Synergistic Dual Spatial-aware Generation of Image-to-text and Text-to-image

Authors: Yu Zhao, Hao Fei, Xiangtai Li, Libo Qin, Jiayi Ji, Hongyuan Zhu, Meishan Zhang, Min Zhang, Jianguo Wei

NeurIPS 2024 | Conference PDF | Archive PDF | Plain Text | LLM Run Details

Reproducibility Variable Result LLM Response
Research Type Experimental On the visual spatial understanding dataset VSD, our system outperforms the mainstream T2I and I2T methods significantly. Further in-depth analysis reveals how our dual learning strategy advances.
Researcher Affiliation Collaboration Yu Zhao1, Hao Fei2 , Xiangtai Li3, Libo Qin4, Jiayi Ji2, Hongyuan Zhu5, Meishan Zhang6, Min Zhang6, Jianguo Wei1 1 Tianjin University 2 National University of Singapore 3 Bytedance 4 Central South University 5 I2R & CFAR, A*STAR 6 Harbin Institute of Technology (Shenzhen)

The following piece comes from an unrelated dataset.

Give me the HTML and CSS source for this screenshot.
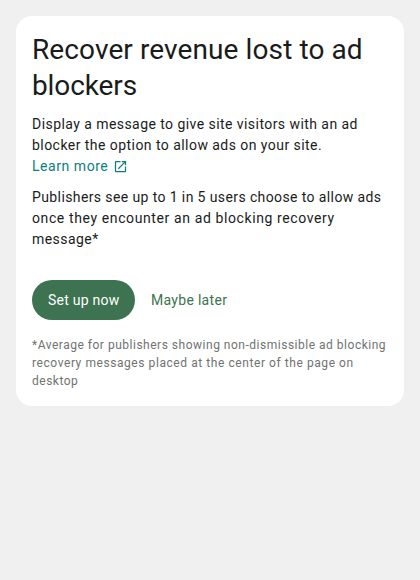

Pseudocode No No pseudocode or clearly labeled algorithm blocks were found.
Open Source Code Yes We will open source at Github.
Open Datasets Yes To demonstrate the capability of our proposed method for both ST2I and SI2T generation, we conduct experiments on the VSD [95, 97] dataset, which is constructed for visual spatial understanding. ... We follow [72] to take the 3D datasets Matterport3D (MP3D) [7] 3DSSG [78] and CURB-SG [27]...

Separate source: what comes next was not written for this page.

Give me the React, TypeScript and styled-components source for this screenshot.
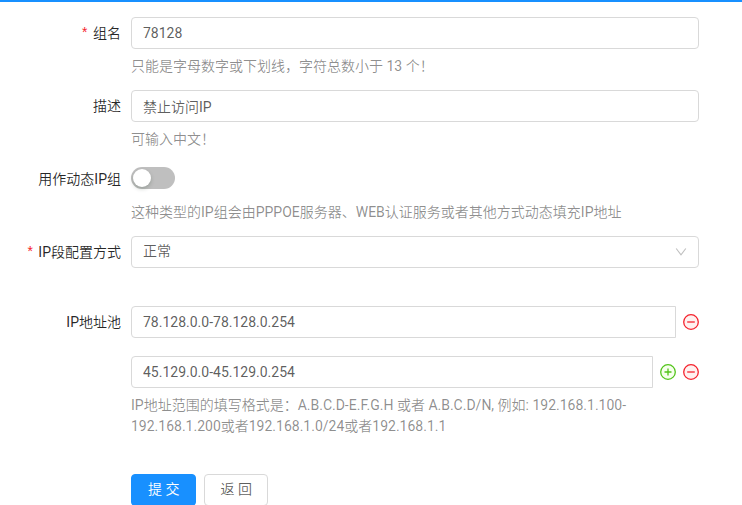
import React, { useState } from 'react';
import styled, { createGlobalStyle } from 'styled-components';

const GlobalStyle = createGlobalStyle`
  * { box-sizing: border-box; }
  body {
    margin: 0;
    background: #fff;
    color: rgba(0, 0, 0, 0.85);
    font: 400 14px/21px Roboto, "Noto Sans CJK SC DemiLight", "Noto Sans CJK SC", sans-serif;
  }
  input, select, button { font: inherit; color: inherit; }
`;

const Page = styled.main`
  border-top: 2px solid #1890ff;
  padding: 15px 43px 0 0;
  overflow: hidden;
`;

const Row = styled.div<{ $gap?: number }>`
  display: grid;
  grid-template-columns: 121px minmax(0, 1fr);
  column-gap: 10px;
  margin-bottom: ${(p) => p.$gap ?? 13}px;
`;

const Label = styled.label<{ $required?: boolean }>`
  height: 32px;
  line-height: 32px;
  text-align: right;
  white-space: nowrap;
  &::before {
    content: ${(p) => (p.$required ? '"*"' : 'none')};
    margin-right: 4px;
    color: #f5222d;
    font-family: "Liberation Mono", monospace;
  }
`;

const Content = styled.div`
  grid-column: 2;
  min-width: 0;
`;

const TextInput = styled.input`
  display: block;
  flex: 1;
  width: 100%;
  min-width: 0;
  height: 32px;
  padding: 0 11px;
  border: 1px solid #d9d9d9;
  border-radius: 4px;
  background: #fff;
  color: rgba(0, 0, 0, 0.65);
  outline: none;
  &:focus { border-color: #40a9ff; }
`;

const PoolInput = styled(TextInput)`
  border-radius: 4px 0 0 4px;
`;

const Hint = styled.p`
  margin: 0;
  padding-top: 7px;
  color: rgba(0, 0, 0, 0.45);
`;

const Switch = styled.input`
  appearance: none;
  display: block;
  width: 44px;
  height: 22px;
  margin: 4px 0 6px;
  padding: 2px;
  border-radius: 11px;
  background: #bfbfbf;
  cursor: pointer;
  &::before {
    content: "";
    display: block;
    width: 18px;
    height: 18px;
    border-radius: 50%;
    background: #fff;
    box-shadow: 0 2px 4px rgba(0, 35, 11, 0.2);
  }
  &:checked { background: #1890ff; }
  &:checked::before { margin-left: auto; }
`;

const SelectBox = styled.div`
  display: grid;
  align-items: center;
  & > * { grid-area: 1 / 1; }
  & > svg { justify-self: end; margin-right: 12px; pointer-events: none; }
`;

const Select = styled.select`
  appearance: none;
  width: 100%;
  height: 32px;
  padding: 0 11px 2px;
  border: 1px solid #d9d9d9;
  border-radius: 4px;
  background: #fff;
  color: rgba(0, 0, 0, 0.65);
`;

const PoolRow = styled.div`
  display: flex;
  align-items: center;
  gap: 7px;
  & + & { margin-top: 18px; }
`;

const IconButton = styled.button<{ $color: string; $tint: string }>`
  display: flex;
  padding: 0;
  border: 0;
  background: none;
  color: ${(p) => p.$color};
  cursor: pointer;
  & circle { fill: ${(p) => p.$tint}; }
`;

const Actions = styled.div`
  display: flex;
  gap: 8px;
`;

const Button = styled.button<{ $primary?: boolean }>`
  height: 32px;
  padding: 0 ${(p) => (p.$primary ? 16 : 15)}px 2px;
  border: 1px solid ${(p) => (p.$primary ? '#1890ff' : '#d9d9d9')};
  border-radius: 4px;
  background: ${(p) => (p.$primary ? '#1890ff' : '#fff')};
  color: ${(p) => (p.$primary ? '#fff' : 'rgba(0, 0, 0, 0.65)')};
  cursor: pointer;
`;

const CircleIcon = ({ plus = false }: { plus?: boolean }) => (
  <svg width="16" height="16" viewBox="0 0 16 16" fill="none" stroke="currentColor" strokeWidth="1.3" aria-hidden="true">
    <circle cx="8" cy="8" r="7.3" />
    <path d={plus ? 'M4.5 8h7M8 4.5v7' : 'M4.2 8h7.6'} />
  </svg>
);

const Chevron = () => (
  <svg width="12" height="12" viewBox="0 0 12 12" fill="none" stroke="#bfbfbf" strokeWidth="1.1" aria-hidden="true">
    <path d="M1.2 2.5 6 8.8l4.8-6.3" />
  </svg>
);

const RemoveButton = () => (
  <IconButton type="button" aria-label="删除" $color="#f5222d" $tint="#fff1f0">
    <CircleIcon />
  </IconButton>
);

const AddButton = () => (
  <IconButton type="button" aria-label="添加" $color="#52c41a" $tint="#f6ffed">
    <CircleIcon plus />
  </IconButton>
);

export default function App() {
  const [dynamic, setDynamic] = useState(false);
  return (
    <>
      <GlobalStyle />
      <Page>
        <form onSubmit={(e) => e.preventDefault()}>
          <Row>
            <Label htmlFor="name" $required>组名</Label>
            <Content>
              <TextInput id="name" defaultValue="78128" />
              <Hint>只能是字母数字或下划线，字符总数小于 13 个！</Hint>
            </Content>
          </Row>
          <Row>
            <Label htmlFor="desc">描述</Label>
            <Content>
              <TextInput id="desc" defaultValue="禁止访问IP" />
              <Hint>可输入中文！</Hint>
            </Content>
          </Row>
          <Row>
            <Label htmlFor="dynamic">用作动态IP组</Label>
            <Content>
              <Switch id="dynamic" type="checkbox" role="switch" checked={dynamic} onChange={(e) => setDynamic(e.target.checked)} />
              <Hint>这种类型的IP组会由PPPOE服务器、WEB认证服务或者其他方式动态填充IP地址</Hint>
            </Content>
          </Row>
          <Row $gap={38}>
            <Label htmlFor="mode" $required>IP段配置方式</Label>
            <Content>
              <SelectBox>
                <Select id="mode" defaultValue="normal">
                  <option value="normal">正常</option>
                </Select>
                <Chevron />
              </SelectBox>
            </Content>
          </Row>
          <Row $gap={37}>
            <Label htmlFor="pool">IP地址池</Label>
            <Content>
              <PoolRow>
                <PoolInput id="pool" defaultValue="78.128.0.0-78.128.0.254" />
                <RemoveButton />
              </PoolRow>
              <PoolRow>
                <PoolInput aria-label="IP地址池 2" defaultValue="45.129.0.0-45.129.0.254" />
                <AddButton />
                <RemoveButton />
              </PoolRow>
              <Hint>IP地址范围的填写格式是：A.B.C.D-E.F.G.H 或者 A.B.C.D/N, 例如: 192.168.1.100-192.168.1.200或者192.168.1.0/24或者192.168.1.1</Hint>
            </Content>
          </Row>
          <Row $gap={0}>
            <Content>
              <Actions>
                <Button type="submit" $primary>提 交</Button>
                <Button type="button">返 回</Button>
              </Actions>
            </Content>
          </Row>
        </form>
      </Page>
    </>
  );
}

Dataset Splits No The paper mentions using the VSD dataset for experiments and training on 'aligned 3DSG-Image-Text data' but does not specify exact train/validation/test splits (e.g., percentages or sample counts) needed to reproduce the data partitioning.
Hardware Specification No The paper provides training time (e.g., '20 hours' for 'Overall Training') and model parameters in Table 8, but does not specify the exact hardware used (e.g., GPU/CPU models, memory amounts).

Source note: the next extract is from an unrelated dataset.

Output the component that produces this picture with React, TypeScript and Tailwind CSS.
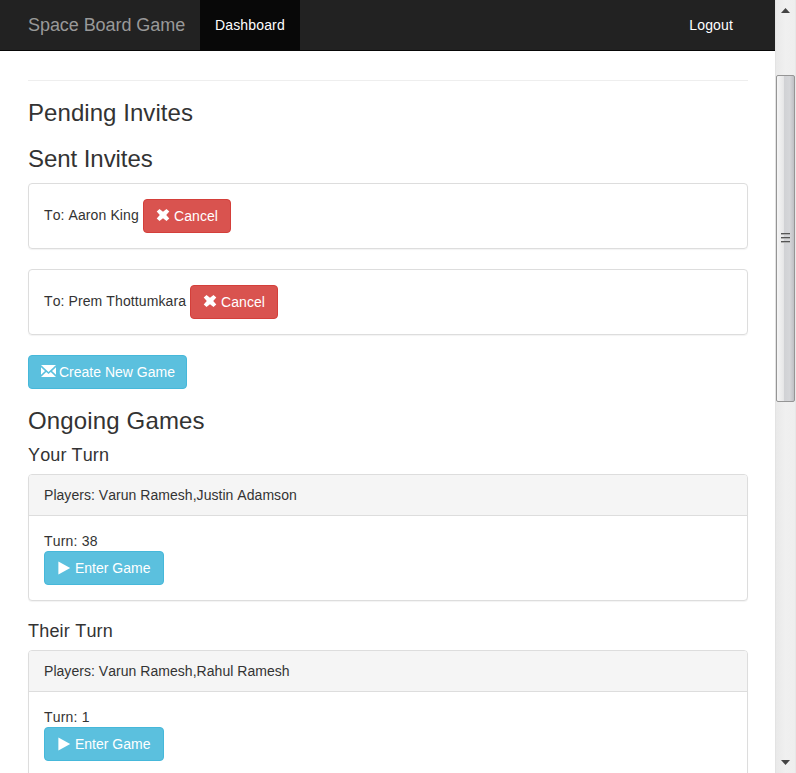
import type { ReactNode } from "react";

function RemoveIcon() {
  return (
    <svg width="14" height="14" viewBox="0 0 14 14" className="-mt-[2px] shrink-0" fill="#fff">
      <path d="M3.5 .9 L7 3.7 L10.5 .9 L13.3 3.5 L10.2 7 L13.3 10.5 L10.5 13.1 L7 10.3 L3.5 13.1 L.7 10.5 L3.8 7 L.7 3.5 Z" />
    </svg>
  );
}

function EnvelopeIcon() {
  return (
    <svg width="15" height="14" viewBox="0 0 15 14" className="-mr-px -mt-[2px] shrink-0" fill="#fff">
      <path d="M0 1 H15 L7.5 8 Z M0 3.2 L4 7 L0 10.8 Z M15 3.2 V10.8 L11 7 Z M0 12.9 L5.2 8 L7.5 10 L9.8 8 L15 12.9 Z" />
    </svg>
  );
}

function PlayIcon() {
  return (
    <svg width="14" height="14" viewBox="0 0 14 14" className="-mt-px shrink-0" fill="#fff">
      <path d="M1.4 .4 L13.2 7 L1.4 13.5 Z" />
    </svg>
  );
}

function InfoButton({ icon, width, children }: { icon: ReactNode; width: string; children: string }) {
  return (
    <button className={`flex h-[34px] items-center rounded border border-[#46b8da] bg-[#5bc0de] pl-3 text-white ${width}`}>
      {icon}
      <span className="ml-1 whitespace-nowrap">{children}</span>
    </button>
  );
}

function Invite({ name, width }: { name: string; width: string }) {
  return (
    <div className="mb-5 flex h-[66px] items-start rounded border border-[#ddd] p-[15px] shadow-[0_1px_1px_rgba(0,0,0,0.05)]">
      <span className={`mt-[6px] whitespace-nowrap tracking-[0.1px] ${width}`}>To: {name}</span>
      <button className="flex h-[34px] w-[88px] items-center rounded border border-[#d43f3a] bg-[#d9534f] pl-3 text-white">
        <RemoveIcon />
        <span className="ml-1 tracking-[0.07px]">Cancel</span>
      </button>
    </div>
  );
}

function Game({ players, turn }: { players: string; turn: number }) {
  return (
    <div className="mt-[9px] h-[127px] rounded border border-[#ddd] bg-white shadow-[0_1px_1px_rgba(0,0,0,0.05)]">
      <div className="h-[41px] rounded-t-[3px] border-b border-[#ddd] bg-[#f5f5f5] px-[15px] py-[10px] tracking-[0.04px]">Players: {players}</div>
      <div className="p-[15px]">
        <div className="tracking-[0.2px]">Turn: {turn}</div>
        <InfoButton icon={<PlayIcon />} width="w-[120px]">Enter Game</InfoButton>
      </div>
    </div>
  );
}

function Scrollbar() {
  return (
    <div className="flex h-full w-[21px] shrink-0 flex-col items-center border-x border-l-[#e3e3e3] border-r-[#e8e8e8] bg-gradient-to-r from-[#e9e9e9] via-[#f0f0f0] to-[#eeeeee]">
      <svg width="9" height="5" viewBox="0 0 9 5" className="mt-2 shrink-0">
        <path d="M4.5 0 L9 5 H0 Z" fill="#444" />
      </svg>
      <div className="mt-[62px] flex h-[327px] w-[19px] shrink-0 flex-col items-center justify-center gap-[2px] rounded-[2px] border border-[#959595] bg-[linear-gradient(90deg,#f5f5f5_0%,#e7e7e8_38%,#d1d2d5_42%,#d5d6d9_75%,#bfc0c4_100%)] pb-[2px]">
        {[0, 1, 2].map((i) => (
          <div key={i} className="h-[2px] w-[9px] border-t border-[#555] bg-[#b0b0b0]" />
        ))}
      </div>
      <svg width="9" height="5" viewBox="0 0 9 5" className="mt-auto mb-2 shrink-0">
        <path d="M0 0 H9 L4.5 5 Z" fill="#444" />
      </svg>
    </div>
  );
}

export default function App() {
  return (
    <div className="flex h-[773px] w-[796px] overflow-hidden bg-white font-['Liberation_Sans',Arial,sans-serif] text-sm leading-5 text-[#333] [font-kerning:none]">
      <div className="h-full w-[775px] shrink-0 overflow-hidden">
        <nav className="flex h-[51px] items-stretch border-b border-[#080808] bg-[#222]">
          <div className="w-[200px] whitespace-nowrap pt-[15px] pl-7 text-lg leading-5 tracking-[-0.06px] text-[#999]">Space Board Game</div>
          <div className="w-[100px] bg-[#080808] pt-[15px] pl-[15px] tracking-[0.15px] text-white">Dashboard</div>
          <div className="ml-auto mr-[42px] pt-[15px] tracking-[0.15px] text-white">Logout</div>
        </nav>
        <main className="ml-7 w-[720px]">
          <hr className="mt-[29px] border-[#eee]" />
          <h3 className="mt-[19px] text-2xl leading-[26px] tracking-[0.06px]">Pending Invites</h3>
          <h3 className="mt-5 mb-[11px] text-2xl leading-[26px] tracking-[-0.06px]">Sent Invites</h3>
          <Invite name="Aaron King" width="w-[99px]" />
          <Invite name="Prem Thottumkara" width="w-[146px]" />
          <InfoButton icon={<EnvelopeIcon />} width="w-[159px]">Create New Game</InfoButton>
          <h3 className="mt-[19px] text-2xl leading-[26px] tracking-[0.15px]">Ongoing Games</h3>
          <h4 className="mt-3 text-lg leading-[19px] tracking-[0.12px]">Your Turn</h4>
          <Game players="Varun Ramesh,Justin Adamson" turn={38} />
          <h4 className="mt-[21px] text-lg leading-[19px] tracking-[0.2px]">Their Turn</h4>
          <Game players="Varun Ramesh,Rahul Ramesh" turn={1} />
        </main>
      </div>
      <Scrollbar />
    </div>
  );
}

Software Dependencies No We use the pre-trained VQ-VAE of VQ-GAN [14]... For text encoder, we adopt the CLIP model... We adopt the pre-trained GPT-2 [59]... We optimize the framework using Adam W [50]... We follow the default settings of DGAE [54]... While it lists software, it generally lacks explicit version numbers. The checklist mentions 'Python 3.8', but this is for environment and not detailed for key libraries.
Experiment Setup Yes We optimize the framework using Adam W [50] with β1 = 0.9 and β2 = 0.98. The learning rate is set to 5e-5 after 10,000 warmup iterations in the final dual tuning.